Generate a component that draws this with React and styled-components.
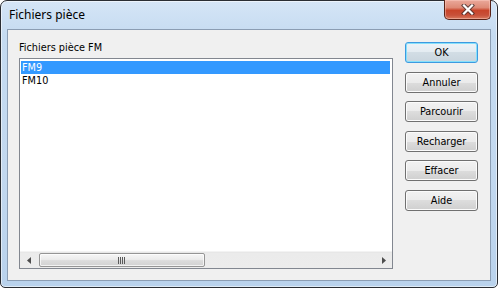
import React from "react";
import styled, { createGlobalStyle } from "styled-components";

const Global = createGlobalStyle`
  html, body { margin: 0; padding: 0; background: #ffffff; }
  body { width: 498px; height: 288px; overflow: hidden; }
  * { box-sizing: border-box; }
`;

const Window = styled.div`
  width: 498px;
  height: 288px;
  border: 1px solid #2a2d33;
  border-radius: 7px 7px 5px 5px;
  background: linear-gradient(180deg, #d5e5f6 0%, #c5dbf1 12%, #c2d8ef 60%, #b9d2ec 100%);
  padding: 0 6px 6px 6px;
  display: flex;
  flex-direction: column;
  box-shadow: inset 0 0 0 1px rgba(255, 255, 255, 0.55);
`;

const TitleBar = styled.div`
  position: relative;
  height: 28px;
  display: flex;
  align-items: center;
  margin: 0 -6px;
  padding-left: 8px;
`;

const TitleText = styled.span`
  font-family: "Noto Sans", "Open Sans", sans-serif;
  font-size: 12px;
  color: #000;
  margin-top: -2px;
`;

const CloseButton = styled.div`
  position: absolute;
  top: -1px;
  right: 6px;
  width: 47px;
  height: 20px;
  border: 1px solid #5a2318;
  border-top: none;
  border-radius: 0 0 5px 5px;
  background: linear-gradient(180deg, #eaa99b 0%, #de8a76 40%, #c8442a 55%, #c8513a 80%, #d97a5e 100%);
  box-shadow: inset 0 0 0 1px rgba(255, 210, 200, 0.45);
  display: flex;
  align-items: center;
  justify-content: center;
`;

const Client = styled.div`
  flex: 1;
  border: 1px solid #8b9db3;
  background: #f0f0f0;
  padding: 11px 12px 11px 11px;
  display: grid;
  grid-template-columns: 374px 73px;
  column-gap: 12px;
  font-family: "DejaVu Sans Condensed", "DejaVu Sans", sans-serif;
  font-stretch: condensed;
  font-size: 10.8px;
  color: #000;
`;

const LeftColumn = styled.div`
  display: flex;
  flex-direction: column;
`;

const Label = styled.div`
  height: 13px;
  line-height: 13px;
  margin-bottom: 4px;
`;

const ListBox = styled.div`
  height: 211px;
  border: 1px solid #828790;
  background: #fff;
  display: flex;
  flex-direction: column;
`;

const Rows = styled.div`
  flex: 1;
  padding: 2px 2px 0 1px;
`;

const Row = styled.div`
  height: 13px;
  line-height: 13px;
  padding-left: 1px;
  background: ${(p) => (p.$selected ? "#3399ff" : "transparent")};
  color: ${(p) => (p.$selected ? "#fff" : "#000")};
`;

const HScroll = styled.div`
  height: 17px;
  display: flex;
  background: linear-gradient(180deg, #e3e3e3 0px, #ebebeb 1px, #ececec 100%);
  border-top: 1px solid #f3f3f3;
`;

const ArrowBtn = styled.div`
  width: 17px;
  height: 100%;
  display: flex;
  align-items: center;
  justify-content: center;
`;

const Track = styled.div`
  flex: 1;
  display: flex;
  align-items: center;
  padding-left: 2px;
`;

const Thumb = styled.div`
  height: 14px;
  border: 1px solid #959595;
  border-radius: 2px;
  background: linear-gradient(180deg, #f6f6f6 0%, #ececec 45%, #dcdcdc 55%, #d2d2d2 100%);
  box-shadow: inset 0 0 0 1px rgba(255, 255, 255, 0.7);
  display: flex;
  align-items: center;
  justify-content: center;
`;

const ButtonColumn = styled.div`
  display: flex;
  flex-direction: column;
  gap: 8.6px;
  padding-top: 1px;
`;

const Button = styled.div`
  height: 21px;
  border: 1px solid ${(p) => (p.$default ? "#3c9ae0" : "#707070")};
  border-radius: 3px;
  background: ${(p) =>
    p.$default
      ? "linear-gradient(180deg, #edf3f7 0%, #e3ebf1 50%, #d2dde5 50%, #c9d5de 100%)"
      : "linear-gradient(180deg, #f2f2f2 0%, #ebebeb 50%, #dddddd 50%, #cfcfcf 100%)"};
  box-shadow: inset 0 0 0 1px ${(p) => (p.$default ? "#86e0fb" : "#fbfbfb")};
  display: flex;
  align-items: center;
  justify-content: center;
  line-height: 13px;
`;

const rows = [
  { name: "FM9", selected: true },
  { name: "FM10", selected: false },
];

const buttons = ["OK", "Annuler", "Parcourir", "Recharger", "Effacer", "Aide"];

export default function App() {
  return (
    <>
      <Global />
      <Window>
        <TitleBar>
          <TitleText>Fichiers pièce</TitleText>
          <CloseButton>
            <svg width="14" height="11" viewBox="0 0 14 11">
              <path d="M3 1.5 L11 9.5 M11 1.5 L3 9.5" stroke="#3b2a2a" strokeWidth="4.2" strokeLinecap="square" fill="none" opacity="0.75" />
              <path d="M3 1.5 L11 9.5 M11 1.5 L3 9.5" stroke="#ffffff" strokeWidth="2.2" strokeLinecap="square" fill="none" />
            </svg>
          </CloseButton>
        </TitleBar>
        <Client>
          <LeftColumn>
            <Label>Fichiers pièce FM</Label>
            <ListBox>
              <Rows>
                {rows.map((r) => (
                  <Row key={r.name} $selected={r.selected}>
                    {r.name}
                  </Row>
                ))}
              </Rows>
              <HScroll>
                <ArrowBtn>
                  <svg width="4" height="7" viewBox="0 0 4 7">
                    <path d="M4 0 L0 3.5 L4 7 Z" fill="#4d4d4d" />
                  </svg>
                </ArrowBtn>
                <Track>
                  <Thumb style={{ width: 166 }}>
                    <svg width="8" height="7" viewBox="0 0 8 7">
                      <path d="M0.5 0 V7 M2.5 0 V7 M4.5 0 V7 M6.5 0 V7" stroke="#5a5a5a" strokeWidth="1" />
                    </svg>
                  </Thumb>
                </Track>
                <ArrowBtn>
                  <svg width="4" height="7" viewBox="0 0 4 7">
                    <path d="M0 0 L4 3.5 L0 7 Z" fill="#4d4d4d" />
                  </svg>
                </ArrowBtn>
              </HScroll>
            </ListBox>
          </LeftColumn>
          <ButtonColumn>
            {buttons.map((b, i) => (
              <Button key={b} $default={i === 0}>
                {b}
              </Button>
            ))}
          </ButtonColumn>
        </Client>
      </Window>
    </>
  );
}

════

What to produce: Reproduce the material in its entirety and word for word, without the pictures.

Written answer:
Generate a component that draws this with React and styled-components.
import React from "react";
import styled, { createGlobalStyle } from "styled-components";

const Global = createGlobalStyle`
  html, body { margin: 0; padding: 0; background: #ffffff; }
  body { width: 498px; height: 288px; overflow: hidden; }
  * { box-sizing: border-box; }
`;

const Window = styled.div`
  width: 498px;
  height: 288px;
  border: 1px solid #2a2d33;
  border-radius: 7px 7px 5px 5px;
  background: linear-gradient(180deg, #d5e5f6 0%, #c5dbf1 12%, #c2d8ef 60%, #b9d2ec 100%);
  padding: 0 6px 6px 6px;
  display: flex;
  flex-direction: column;
  box-shadow: inset 0 0 0 1px rgba(255, 255, 255, 0.55);
`;

const TitleBar = styled.div`
  position: relative;
  height: 28px;
  display: flex;
  align-items: center;
  margin: 0 -6px;
  padding-left: 8px;
`;

const TitleText = styled.span`
  font-family: "Noto Sans", "Open Sans", sans-serif;
  font-size: 12px;
  color: #000;
  margin-top: -2px;
`;

const CloseButton = styled.div`
  position: absolute;
  top: -1px;
  right: 6px;
  width: 47px;
  height: 20px;
  border: 1px solid #5a2318;
  border-top: none;
  border-radius: 0 0 5px 5px;
  background: linear-gradient(180deg, #eaa99b 0%, #de8a76 40%, #c8442a 55%, #c8513a 80%, #d97a5e 100%);
  box-shadow: inset 0 0 0 1px rgba(255, 210, 200, 0.45);
  display: flex;
  align-items: center;
  justify-content: center;
`;

const Client = styled.div`
  flex: 1;
  border: 1px solid #8b9db3;
  background: #f0f0f0;
  padding: 11px 12px 11px 11px;
  display: grid;
  grid-template-columns: 374px 73px;
  column-gap: 12px;
  font-family: "DejaVu Sans Condensed", "DejaVu Sans", sans-serif;
  font-stretch: condensed;
  font-size: 10.8px;
  color: #000;
`;

const LeftColumn = styled.div`
  display: flex;
  flex-direction: column;
`;

const Label = styled.div`
  height: 13px;
  line-height: 13px;
  margin-bottom: 4px;
`;

const ListBox = styled.div`
  height: 211px;
  border: 1px solid #828790;
  background: #fff;
  display: flex;
  flex-direction: column;
`;

const Rows = styled.div`
  flex: 1;
  padding: 2px 2px 0 1px;
`;

const Row = styled.div`
  height: 13px;
  line-height: 13px;
  padding-left: 1px;
  background: ${(p) => (p.$selected ? "#3399ff" : "transparent")};
  color: ${(p) => (p.$selected ? "#fff" : "#000")};
`;

const HScroll = styled.div`
  height: 17px;
  display: flex;
  background: linear-gradient(180deg, #e3e3e3 0px, #ebebeb 1px, #ececec 100%);
  border-top: 1px solid #f3f3f3;
`;

const ArrowBtn = styled.div`
  width: 17px;
  height: 100%;
  display: flex;
  align-items: center;
  justify-content: center;
`;

const Track = styled.div`
  flex: 1;
  display: flex;
  align-items: center;
  padding-left: 2px;
`;

const Thumb = styled.div`
  height: 14px;
  border: 1px solid #959595;
  border-radius: 2px;
  background: linear-gradient(180deg, #f6f6f6 0%, #ececec 45%, #dcdcdc 55%, #d2d2d2 100%);
  box-shadow: inset 0 0 0 1px rgba(255, 255, 255, 0.7);
  display: flex;
  align-items: center;
  justify-content: center;
`;

const ButtonColumn = styled.div`
  display: flex;
  flex-direction: column;
  gap: 8.6px;
  padding-top: 1px;
`;

const Button = styled.div`
  height: 21px;
  border: 1px solid ${(p) => (p.$default ? "#3c9ae0" : "#707070")};
  border-radius: 3px;
  background: ${(p) =>
    p.$default
      ? "linear-gradient(180deg, #edf3f7 0%, #e3ebf1 50%, #d2dde5 50%, #c9d5de 100%)"
      : "linear-gradient(180deg, #f2f2f2 0%, #ebebeb 50%, #dddddd 50%, #cfcfcf 100%)"};
  box-shadow: inset 0 0 0 1px ${(p) => (p.$default ? "#86e0fb" : "#fbfbfb")};
  display: flex;
  align-items: center;
  justify-content: center;
  line-height: 13px;
`;

const rows = [
  { name: "FM9", selected: true },
  { name: "FM10", selected: false },
];

const buttons = ["OK", "Annuler", "Parcourir", "Recharger", "Effacer", "Aide"];

export default function App() {
  return (
    <>
      <Global />
      <Window>
        <TitleBar>
          <TitleText>Fichiers pièce</TitleText>
          <CloseButton>
            <svg width="14" height="11" viewBox="0 0 14 11">
              <path d="M3 1.5 L11 9.5 M11 1.5 L3 9.5" stroke="#3b2a2a" strokeWidth="4.2" strokeLinecap="square" fill="none" opacity="0.75" />
              <path d="M3 1.5 L11 9.5 M11 1.5 L3 9.5" stroke="#ffffff" strokeWidth="2.2" strokeLinecap="square" fill="none" />
            </svg>
          </CloseButton>
        </TitleBar>
        <Client>
          <LeftColumn>
            <Label>Fichiers pièce FM</Label>
            <ListBox>
              <Rows>
                {rows.map((r) => (
                  <Row key={r.name} $selected={r.selected}>
                    {r.name}
                  </Row>
                ))}
              </Rows>
              <HScroll>
                <ArrowBtn>
                  <svg width="4" height="7" viewBox="0 0 4 7">
                    <path d="M4 0 L0 3.5 L4 7 Z" fill="#4d4d4d" />
                  </svg>
                </ArrowBtn>
                <Track>
                  <Thumb style={{ width: 166 }}>
                    <svg width="8" height="7" viewBox="0 0 8 7">
                      <path d="M0.5 0 V7 M2.5 0 V7 M4.5 0 V7 M6.5 0 V7" stroke="#5a5a5a" strokeWidth="1" />
                    </svg>
                  </Thumb>
                </Track>
                <ArrowBtn>
                  <svg width="4" height="7" viewBox="0 0 4 7">
                    <path d="M0 0 L4 3.5 L0 7 Z" fill="#4d4d4d" />
                  </svg>
                </ArrowBtn>
              </HScroll>
            </ListBox>
          </LeftColumn>
          <ButtonColumn>
            {buttons.map((b, i) => (
              <Button key={b} $default={i === 0}>
                {b}
              </Button>
            ))}
          </ButtonColumn>
        </Client>
      </Window>
    </>
  );
}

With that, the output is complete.